STOCKHOLM SYNDROME: THE GOSPEL ACCORDING TO LAGOM
Sweden doesn’t demand loyalty. It earns it - quietly, politely, and with perfect lighting.
After surviving the chaos of New York, the suspicion of Moscow, the glitter of Monaco, and the heat of Cyprus, Sebastian von Bulow arrives in Stockholm expecting Scandinavian calm. Instead, he discovers a nation governed by queues, silence, coffee, and an emotional climate colder than its winters.

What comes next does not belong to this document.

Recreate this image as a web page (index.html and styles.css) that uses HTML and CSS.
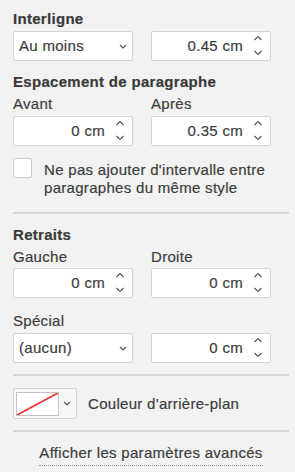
FILE: index.html
```html
<!DOCTYPE html>
<html lang="fr">
<head>
  <meta charset="UTF-8" />
  <title>Paragraphe</title>
  <link rel="stylesheet" href="styles.css">
</head>
<body>
  <div class="pane">
    <!-- Interligne -->
    <div class="heading">Interligne</div>
    <div class="row gap-sm">
      <div class="select">
        <span>Au moins</span>
        <svg class="chev" width="8" height="5" viewBox="0 0 8 5"><path d="M1 1 L4 4 L7 1" /></svg>
      </div>
      <div class="spin">
        <span>0.45 cm</span>
        <svg class="arrows" width="10" height="30" viewBox="0 0 10 30"><path d="M1.5 9 L5 5.5 L8.5 9" /><path d="M1.5 20 L5 23.5 L8.5 20" /></svg>
      </div>
    </div>

    <!-- Espacement -->
    <div class="heading gap-lg">Espacement de paragraphe</div>
    <div class="row labels">
      <span>Avant</span>
      <span>Après</span>
    </div>
    <div class="row gap-sm">
      <div class="spin">
        <span>0 cm</span>
        <svg class="arrows" width="10" height="30" viewBox="0 0 10 30"><path d="M1.5 9 L5 5.5 L8.5 9" /><path d="M1.5 20 L5 23.5 L8.5 20" /></svg>
      </div>
      <div class="spin">
        <span>0.35 cm</span>
        <svg class="arrows" width="10" height="30" viewBox="0 0 10 30"><path d="M1.5 9 L5 5.5 L8.5 9" /><path d="M1.5 20 L5 23.5 L8.5 20" /></svg>
      </div>
    </div>
    <label class="check">
      <span class="box"></span>
      <span class="check-text">Ne pas ajouter d'intervalle entre paragraphes du même style</span>
    </label>

    <hr class="sep first">

    <!-- Retraits -->
    <div class="heading gap-lg">Retraits</div>
    <div class="row labels">
      <span>Gauche</span>
      <span>Droite</span>
    </div>
    <div class="row gap-xs">
      <div class="spin">
        <span>0 cm</span>
        <svg class="arrows" width="10" height="30" viewBox="0 0 10 30"><path d="M1.5 9 L5 5.5 L8.5 9" /><path d="M1.5 20 L5 23.5 L8.5 20" /></svg>
      </div>
      <div class="spin">
        <span>0 cm</span>
        <svg class="arrows" width="10" height="30" viewBox="0 0 10 30"><path d="M1.5 9 L5 5.5 L8.5 9" /><path d="M1.5 20 L5 23.5 L8.5 20" /></svg>
      </div>
    </div>
    <div class="row labels special">
      <span>Spécial</span>
    </div>
    <div class="row gap-sm">
      <div class="select">
        <span>(aucun)</span>
        <svg class="chev" width="8" height="5" viewBox="0 0 8 5"><path d="M1 1 L4 4 L7 1" /></svg>
      </div>
      <div class="spin">
        <span>0 cm</span>
        <svg class="arrows" width="10" height="30" viewBox="0 0 10 30"><path d="M1.5 9 L5 5.5 L8.5 9" /><path d="M1.5 20 L5 23.5 L8.5 20" /></svg>
      </div>
    </div>

    <hr class="sep">

    <!-- Couleur -->
    <div class="color-row">
      <div class="color-btn">
        <span class="swatch">
          <svg width="43" height="24" viewBox="0 0 43 24"><line x1="1" y1="23" x2="42" y2="1" /></svg>
        </span>
        <svg class="chev" width="8" height="5" viewBox="0 0 8 5"><path d="M1 1 L4 4 L7 1" /></svg>
      </div>
      <span>Couleur d'arrière-plan</span>
    </div>

    <hr class="sep">

    <div class="more">
      <a href="#">Afficher les paramètres avancés</a>
    </div>
  </div>
</body>
</html>
```

FILE: styles.css
```css
* {
  margin: 0;
  padding: 0;
  box-sizing: border-box;
}

html, body {
  background: #f2f2f2;
  font-family: 'Liberation Sans', Arial, sans-serif;
  font-size: 15px;
  letter-spacing: 0.3px;
  line-height: 18px;
  color: #3d3d3d;
  -webkit-text-stroke: 0.2px #3d3d3d;
}

.pane {
  width: 295px;
  padding: 10px 6px 0 13px;
}

.heading {
  font-weight: bold;
  color: #3a3a3a;
}

.gap-lg {
  margin-top: 12px;
}

.row {
  display: grid;
  grid-template-columns: 120px 120px;
  column-gap: 18px;
}

.gap-sm {
  margin-top: 3px;
}

.gap-xs {
  margin-top: 2px;
}

.labels {
  margin-top: 4px;
}

.labels.special {
  margin-top: 14px;
}

.select,
.spin {
  height: 30px;
  background: #fff;
  border: 1px solid #d4d4d4;
  border-radius: 2px;
  display: flex;
  align-items: center;
}

.select {
  justify-content: space-between;
  padding: 0 5px 0 5px;
}

.spin {
  justify-content: flex-end;
  padding-right: 7px;
}

.spin span {
  margin-right: 10px;
}

.chev path,
.arrows path {
  fill: none;
  stroke: #555;
  stroke-width: 1.2;
}

.check {
  display: flex;
  gap: 12px;
  margin-top: 12px;
}

.box {
  flex: none;
  width: 19px;
  height: 20px;
  background: #fff;
  border: 1px solid #cdcdcd;
  border-radius: 2px;
}

.check-text {
  padding-top: 3px;
}

.sep {
  border: none;
  border-top: 2px solid #d6d6d6;
  margin-top: 11px;
}

.sep.first {
  margin-top: 15px;
}

.color-row {
  display: flex;
  align-items: center;
  gap: 11px;
  margin-top: 12px;
}

.color-btn {
  width: 64px;
  height: 31px;
  background: #f7f7f7;
  border: 1px solid #d4d4d4;
  border-radius: 2px;
  display: flex;
  align-items: center;
  padding-left: 2px;
  gap: 4px;
}

.swatch {
  width: 43px;
  height: 24px;
  background: #fff;
  border: 1px solid #c4c4c4;
  display: block;
  overflow: hidden;
}

.swatch svg {
  display: block;
  margin: -1px;
}

.swatch line {
  stroke: #f03030;
  stroke-width: 1.6;
}

.more {
  margin-top: 12px;
  text-align: center;
}

.more a {
  display: inline-block;
  color: #3d3d3d;
  text-decoration: none;
  padding-bottom: 3px;
  border-bottom: 1px dotted #999;
}
```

This is not the Sweden of tourism posters. This is the Sweden that actually exists: minimalist, melancholy, deeply functional, and unknowingly hilarious.
What awaits inside:
- The Sacred Queue
As shown in the opening illustration (page 9) of citizens lining up under an icy sun, the Swedish queue is democracy, morality, and quiet suffering combined. You take a number even when alone. You wait even when unnecessary. You ascend spiritually when your number finally appears.
- Silence as Architecture
Swedish conversation is minimalism in its purest form. "Nej" is the national handshake. Metro rides feel like silent monasteries. Talking too much triggers civic concern. By June, people thaw enough to discuss weather and mosquitoes before retreating again.
- Shoes Off, Ego Off
Entering a Swedish home means stepping into a sanctuary of candles, muted jazz, clean socks, and controlled emotional expression. Page 23’s foyer illustration captures the ritual perfectly: align your shoes, align your soul.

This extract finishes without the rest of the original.